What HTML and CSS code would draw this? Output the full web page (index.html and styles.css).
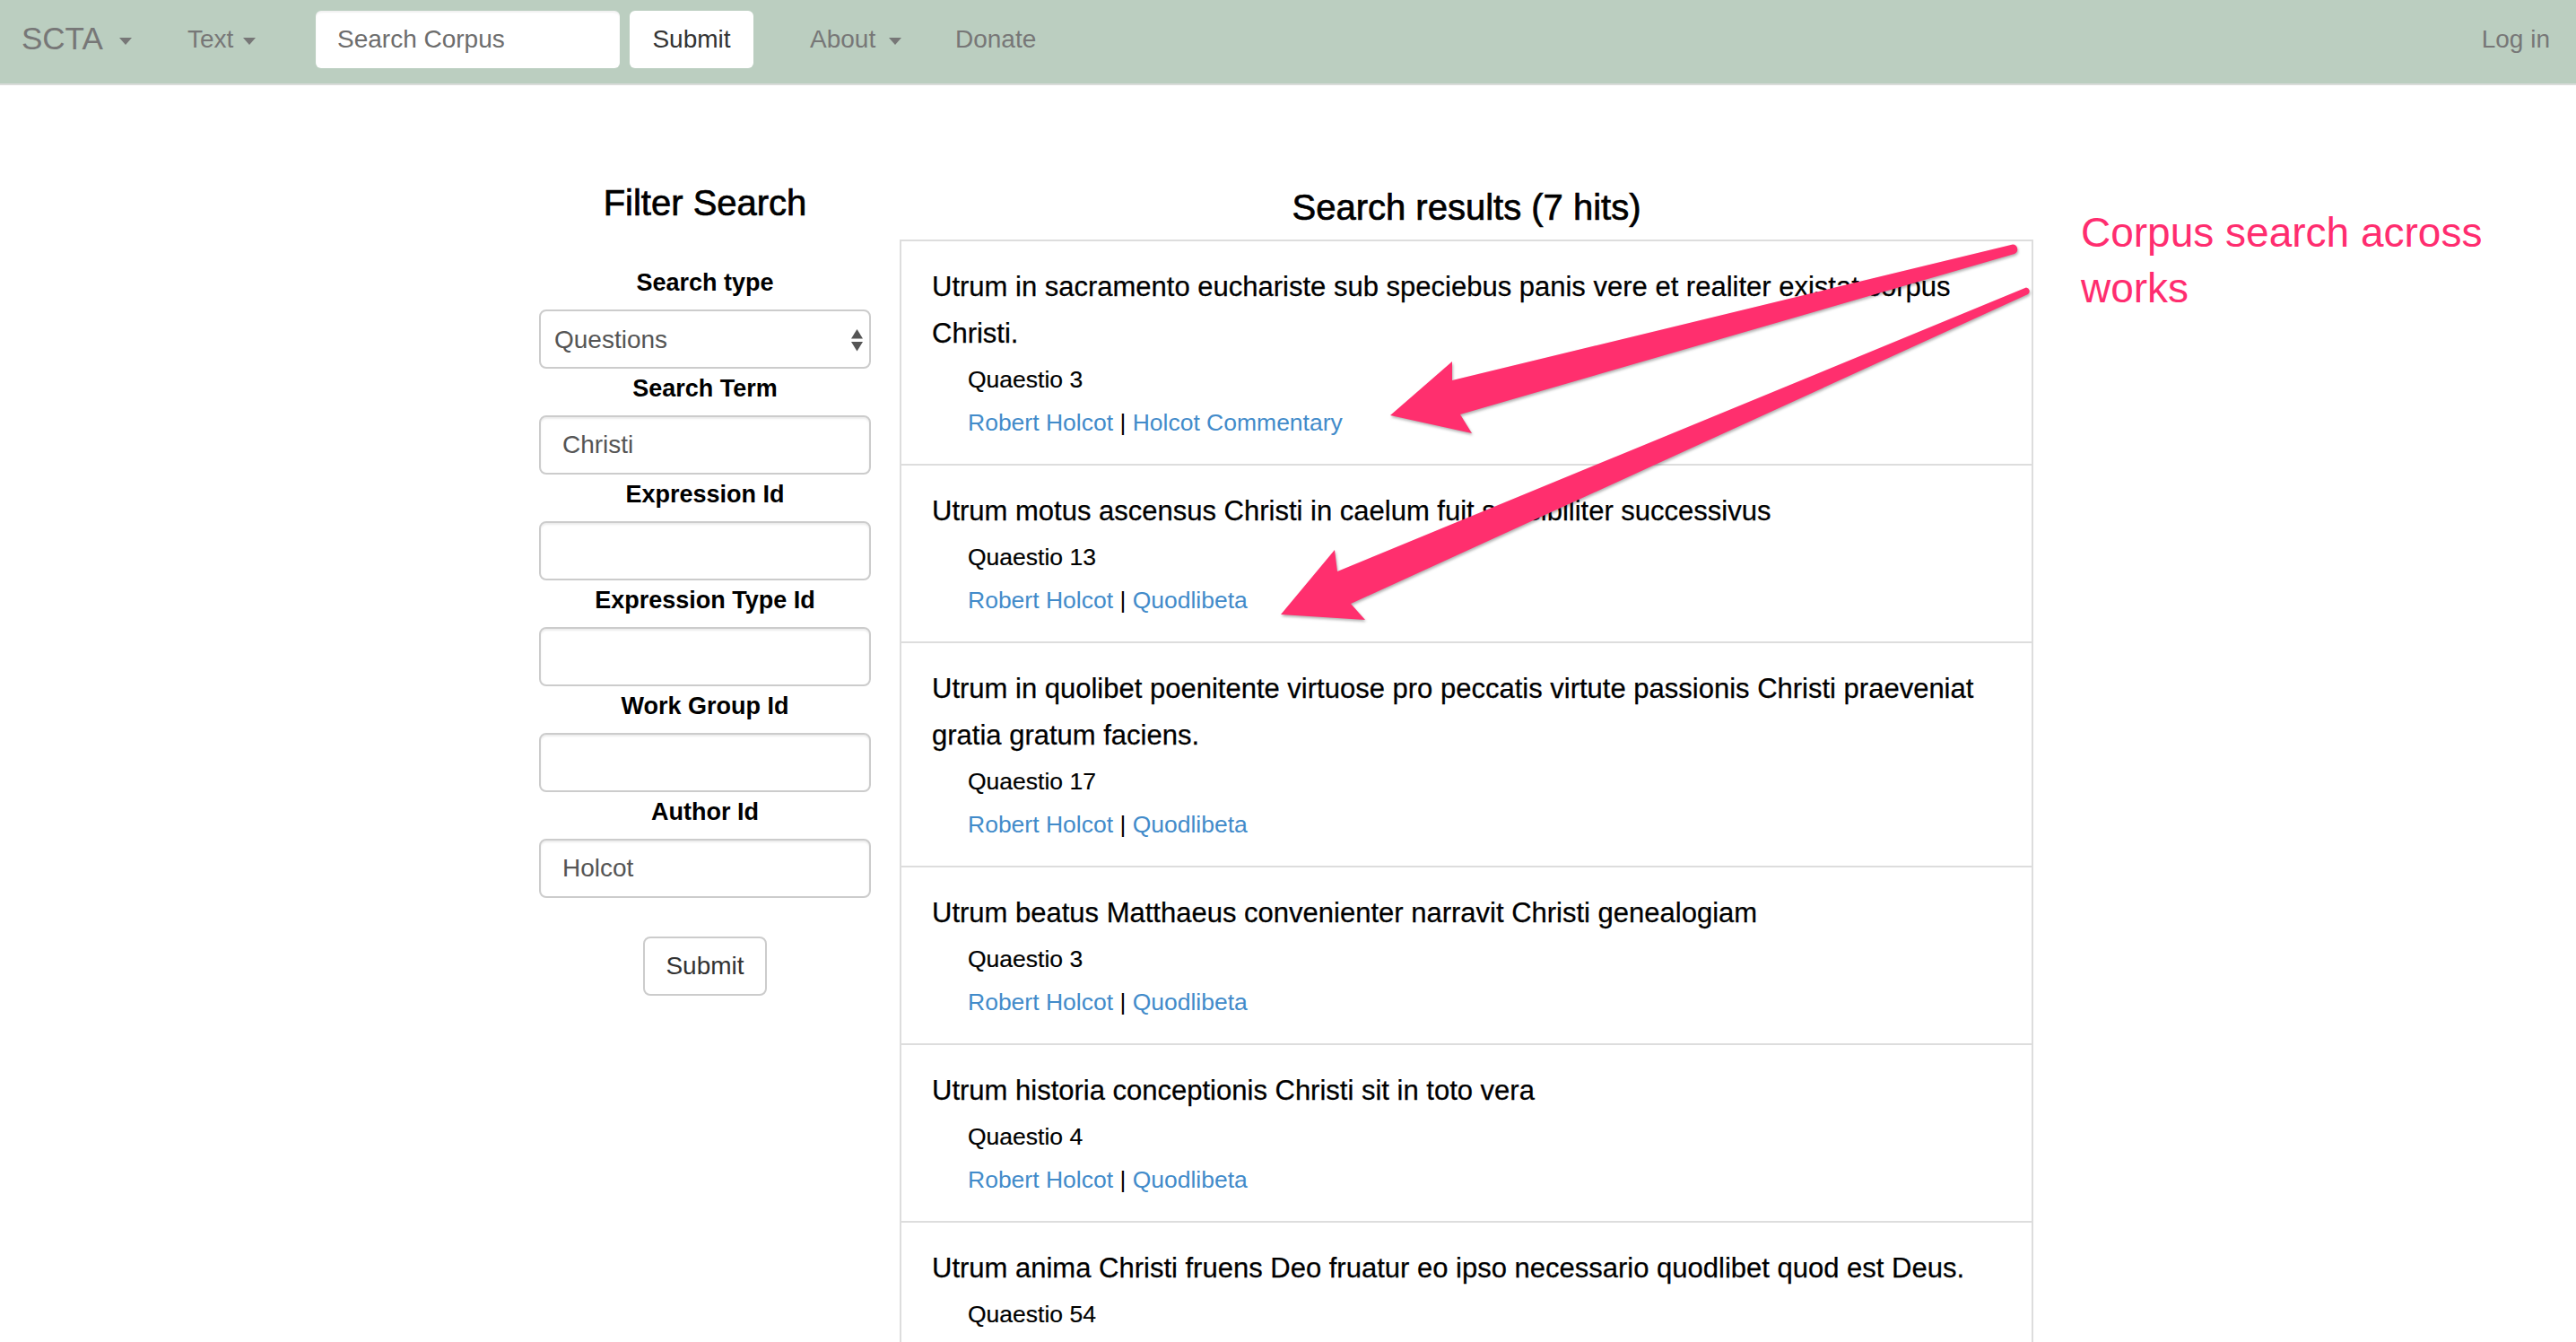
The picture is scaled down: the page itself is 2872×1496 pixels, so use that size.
FILE: index.html
```html
<!DOCTYPE html>
<html lang="en">
<head>
<meta charset="utf-8">
<title>SCTA - Corpus Search</title>
<link rel="stylesheet" href="styles.css">
</head>
<body>
<nav class="navbar">
  <div class="nav-item brand">SCTA<span class="caret caret-brand"></span></div>
  <div class="nav-item text-menu">Text<span class="caret caret-text"></span></div>
  <form class="nav-search">
    <input class="nav-input" type="text" placeholder="Search Corpus">
    <button class="nav-btn" type="button">Submit</button>
  </form>
  <div class="nav-item about">About<span class="caret caret-about"></span></div>
  <div class="nav-item donate">Donate</div>
  <div class="nav-item login">Log in</div>
</nav>

<main class="main">
  <aside class="filter">
    <h3 class="filter-title">Filter Search</h3>
    <form class="filter-form">
      <label class="flabel">Search type</label>
      <div class="select-wrap">
        <select class="fselect"><option>Questions</option></select>
        <svg class="select-arrows" width="13" height="25" viewBox="0 0 13 25"><polygon points="6.5,0 13,10.5 0,10.5"/><polygon points="0,14 13,14 6.5,24.5"/></svg>
      </div>
      <label class="flabel">Search Term</label>
      <input class="finput" type="text" value="Christi">
      <label class="flabel">Expression Id</label>
      <input class="finput" type="text" value="">
      <label class="flabel">Expression Type Id</label>
      <input class="finput" type="text" value="">
      <label class="flabel">Work Group Id</label>
      <input class="finput" type="text" value="">
      <label class="flabel">Author Id</label>
      <input class="finput" type="text" value="Holcot">
      <button class="fbtn" type="button">Submit</button>
    </form>
  </aside>

  <section class="results">
    <h3 class="results-title">Search results (7 hits)</h3>
    <ul class="result-list">
      <li class="result">
        <p class="r-title">Utrum in sacramento euchariste sub speciebus panis vere et realiter existat corpus Christi.</p>
        <div class="r-q">Quaestio 3</div>
        <div class="r-links"><a href="#">Robert Holcot</a> | <a href="#">Holcot Commentary</a></div>
      </li>
      <li class="result">
        <p class="r-title">Utrum motus ascensus Christi in caelum fuit sensibiliter successivus</p>
        <div class="r-q">Quaestio 13</div>
        <div class="r-links"><a href="#">Robert Holcot</a> | <a href="#">Quodlibeta</a></div>
      </li>
      <li class="result">
        <p class="r-title">Utrum in quolibet poenitente virtuose pro peccatis virtute passionis Christi praeveniat gratia gratum faciens.</p>
        <div class="r-q">Quaestio 17</div>
        <div class="r-links"><a href="#">Robert Holcot</a> | <a href="#">Quodlibeta</a></div>
      </li>
      <li class="result">
        <p class="r-title">Utrum beatus Matthaeus convenienter narravit Christi genealogiam</p>
        <div class="r-q">Quaestio 3</div>
        <div class="r-links"><a href="#">Robert Holcot</a> | <a href="#">Quodlibeta</a></div>
      </li>
      <li class="result">
        <p class="r-title">Utrum historia conceptionis Christi sit in toto vera</p>
        <div class="r-q">Quaestio 4</div>
        <div class="r-links"><a href="#">Robert Holcot</a> | <a href="#">Quodlibeta</a></div>
      </li>
      <li class="result">
        <p class="r-title">Utrum anima Christi fruens Deo fruatur eo ipso necessario quodlibet quod est Deus.</p>
        <div class="r-q">Quaestio 54</div>
      </li>
    </ul>
  </section>
</main>

<p class="annotation">Corpus search across works</p>

<svg class="arrows" width="2872" height="1496" viewBox="0 0 2872 1496">
  <path class="arrow" d="M1550,463 L1619,403 L1619,424 L2244,272.5 A5.5,5.5 0 0 1 2246,283 L1628,462 L1641,483 Z"/>
  <path class="arrow" d="M1428,685 L1488,613 L1491,637 L2259,320.5 A4.2,4.2 0 0 1 2261,328 L1506,673 L1522,691 Z"/>
</svg>
</body>
</html>
```

FILE: styles.css
```css
* { box-sizing: border-box; }

html { overflow: hidden; }

body {
  margin: 0;
  position: relative;
  width: 2872px;
  height: 1496px;
  overflow: hidden;
  background: #fff;
  color: #000;
  font-family: "Liberation Sans", Arial, Helvetica, sans-serif;
}

/* ---------- navbar ---------- */
.navbar {
  display: flex;
  align-items: flex-start;
  height: 95px;
  padding: 12px 29px 0 24px;
  background: #bbcec0;
  border-bottom: 2px solid #d9dcd9;
}

.nav-item {
  height: 64px;
  line-height: 64px;
  font-size: 28px;
  color: #777;
  white-space: nowrap;
}

.brand { width: 185px; font-size: 35px; line-height: 62px; }
.text-menu { width: 143px; }
.about { width: 162px; margin-left: 63px; }
.login { margin-left: auto; }

.caret {
  display: inline-block;
  width: 0;
  height: 0;
  vertical-align: middle;
  border-top: 8px solid #777;
  border-left: 7px solid transparent;
  border-right: 7px solid transparent;
}
.caret-brand { margin-left: 18px; }
.caret-text { margin-left: 11px; }
.caret-about { margin-left: 15px; }

.nav-search {
  display: flex;
  gap: 11px;
  margin: 0;
}

.nav-input {
  width: 339px;
  height: 64px;
  padding: 0 24px;
  border: none;
  border-radius: 6px;
  background: #fff;
  font-family: inherit;
  font-size: 28px;
  color: #555;
  box-shadow: inset 0 2px 2px rgba(0,0,0,0.06);
}
.nav-input::placeholder { color: #6d6d6d; }

.nav-btn {
  width: 138px;
  height: 64px;
  padding: 0;
  border: none;
  border-radius: 6px;
  background: #fff;
  font-family: inherit;
  font-size: 28px;
  color: #333;
}

/* ---------- main ---------- */
.main {
  display: flex;
  align-items: flex-start;
  gap: 32px;
  padding-left: 601px;
}

.filter {
  width: 370px;
  padding-top: 109px;
  text-align: center;
}

.filter-title,
.results-title {
  margin: 0;
  font-size: 40px;
  line-height: 44px;
  font-weight: normal;
  -webkit-text-stroke: 0.7px #000;
}
.filter-title { margin-bottom: 46px; }

.flabel {
  display: block;
  margin-bottom: 10px;
  padding-top: 1px;
  font-size: 27px;
  line-height: 40px;
  font-weight: bold;
}

.select-wrap {
  position: relative;
  margin-bottom: 1px;
}

.fselect {
  display: block;
  width: 370px;
  height: 66px;
  padding: 0 15px;
  -webkit-appearance: none;
  appearance: none;
  border: 2px solid #ccc;
  border-radius: 8px;
  background: #fff;
  font-family: inherit;
  font-size: 28px;
  color: #555;
}

.select-arrows {
  position: absolute;
  top: 22px;
  right: 9px;
  fill: #555;
}

.finput {
  display: block;
  width: 370px;
  height: 66px;
  margin: 0 0 1px;
  padding: 0 24px;
  border: 2px solid #ccc;
  border-radius: 8px;
  background: #fff;
  font-family: inherit;
  font-size: 28px;
  color: #555;
  box-shadow: inset 0 2px 2px rgba(0,0,0,0.075);
}

.fbtn {
  display: block;
  width: 138px;
  height: 66px;
  margin: 43px auto 0;
  padding: 0;
  border: 2px solid #ccc;
  border-radius: 8px;
  background: #fff;
  font-family: inherit;
  font-size: 28px;
  color: #333;
}

.results {
  width: 1264px;
  padding-top: 114px;
}
.results-title {
  margin-bottom: 14px;
  text-align: center;
}

.result-list {
  list-style: none;
  margin: 0;
  padding: 0;
  border: 2px solid #ddd;
  border-bottom: none;
}

.result {
  padding: 25px 20px 22px 34px;
  border-bottom: 2px solid #ddd;
}

.r-title {
  margin: 0;
  font-size: 31px;
  line-height: 52px;
  -webkit-text-stroke: 0.25px #000;
}

.r-q {
  margin: 1px 0 0 40px;
  font-size: 26.5px;
  line-height: 48px;
  -webkit-text-stroke: 0.2px #000;
}

.r-links {
  margin-left: 40px;
  font-size: 26.5px;
  line-height: 48px;
}
.r-links a {
  color: #428bca;
  text-decoration: none;
}

/* ---------- annotation overlay ---------- */
.annotation {
  position: absolute;
  top: 228px;
  left: 2320px;
  width: 480px;
  margin: 0;
  font-size: 46px;
  line-height: 62px;
  color: #ff2d6f;
}

.arrows {
  position: absolute;
  top: 0;
  left: 0;
  pointer-events: none;
  filter: drop-shadow(1px 2px 1.5px rgba(0,0,0,0.3));
}
.arrow { fill: #ff2f6e; }
```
::::
* _YOUR OBJECTIVE_
Gather up every line from the listing above in which the word "styles" occurs.

* _WRITTEN SOLUTION_
What HTML and CSS code would draw this? Output the full web page (index.html and styles.css).
<link rel="stylesheet" href="styles.css">
FILE: styles.css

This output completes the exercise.